Believe it or not, what’s replacing him, with Colbert eased out after offending the president, is worse in the form of full-time entrepreneur, part-time talk show host Byron Allen’s Comics Unleashed. Allen is the textbook definition of bland. He has never met a political joke he likes and so one thing you can bet the comics on his show won’t be “unleashed” about is “topical” humor offending the Trump regime, and that is the point.

David Letterman, who held the spot before Colbert, made a momentary return to the acerbic Letterman who used to do battle every night with the NBC corporate General Electric philistine ownership. He called the changeover a “botched holdup,” referring to David Ellison as “The Ellison Twins,” recalling bottom layer TV like “The Olson Twins” and described alternating-richest-man-in-the-world-and-Oracle-AI-owner Larry this way: “As best I understand it, he invented the slinky,” again implying there is something equally slinky about Ellison.

Letterman’s final comment on the changeover was, “This used to be my show. It’s like driving by your old neighbourhood and realising that where you used to live, they’re putting up an adult bookstore.”
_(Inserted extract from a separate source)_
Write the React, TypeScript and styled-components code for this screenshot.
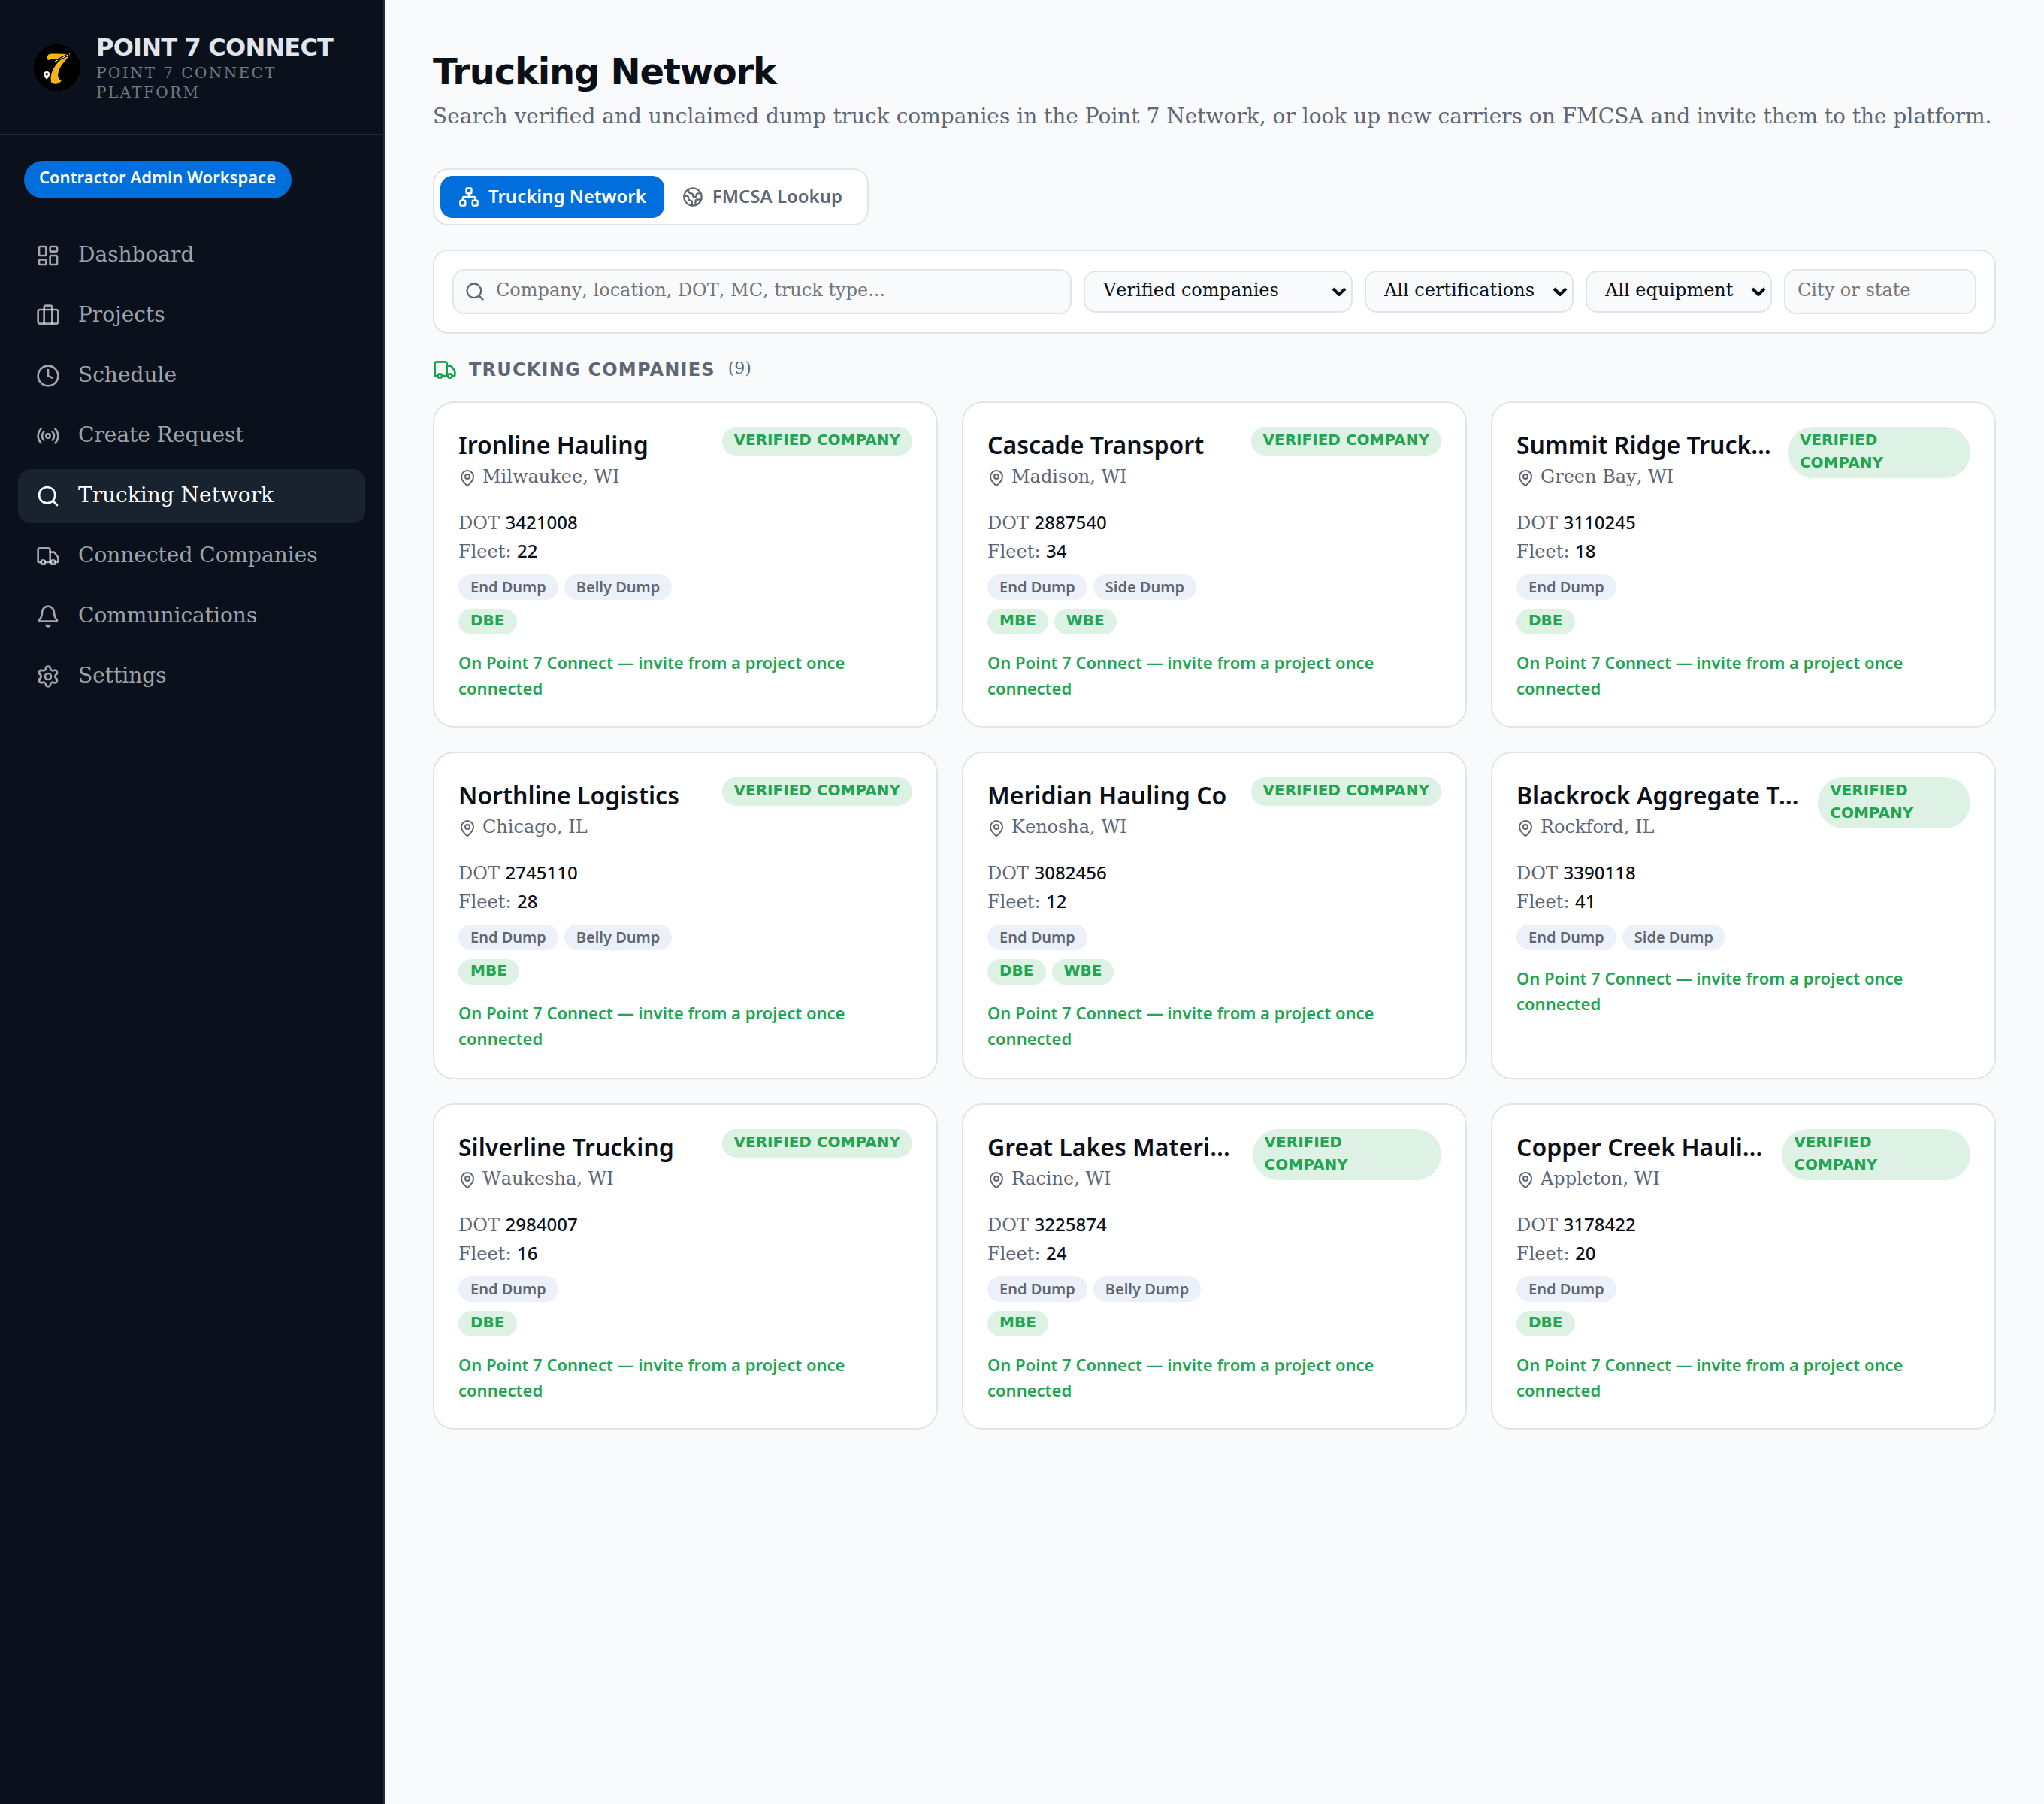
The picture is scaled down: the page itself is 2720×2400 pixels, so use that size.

The second major event is the release of the first summer blockbuster from the Star Wars franchise owned by Disney, The Mandalorian and Grogu, and in terms of popular entertainment it too is a degradation.

In the original Star Wars in 1977, there was something at stake. The first three episodes were about the difficult and hard-fought transformation of an empire to a republic. So, there was at least something behind the series’ claim to being about freedom and democracy within its universe. Of course, flash forward and what we are watching every day in our current reality is the transformation of a democracy into an empire, one that is hardening every moment even as that empire is slipping away.

The first two television seasons of The Mandalorian had a thrust to them that went beyond the father and son bonding of the intergalactic spaghetti Western hero and his animatronic puppet, his would-be son with the power of the force, Grogu. The series was set in the time after the republic had come into being but was still being beset by various outposts of the fascist empire attempting to overthrow it.

This gave yet again a kind of force to the series as in 2019 the first Trump administration, now leaving office, coalesced in attempts to retain power and take over the republic.

Each Star Wars film has previously situated itself in some place on the timeline around the empire and the republic, thus in a way raising the stakes for the films and rationalising their full-length treatment.

Not so this film. There is nothing at stake but a silly post Jabba-the-Hut story that goes nowhere and represents no real threat from the empire. The film just alternates between meaningless and senseless battles of the helmeted warrior who professes to not like violence, the better to pre-sell the video game, and animatronic “cuteness” of the puppet which, since it adds little to their relationship, becomes itself nothing more than an advert for merch.

In this degradation, since this is less a movie than two episodes of the TV series strung together, the film is the perfect illustration of an empire posing as a republic but one that cannot halt its own decline.

Both Colbert and The Mandalorian are examples of the way that decline is mirrored in mainstream entertainment which seems to have given up on anything meaningful and resigned itself to bread and circuses, and to torturing an already abused population whose leisure outlets betray them as well and unfortunately, in the Mandalorian’s terms, in our current entertainment media: “This is the Way.”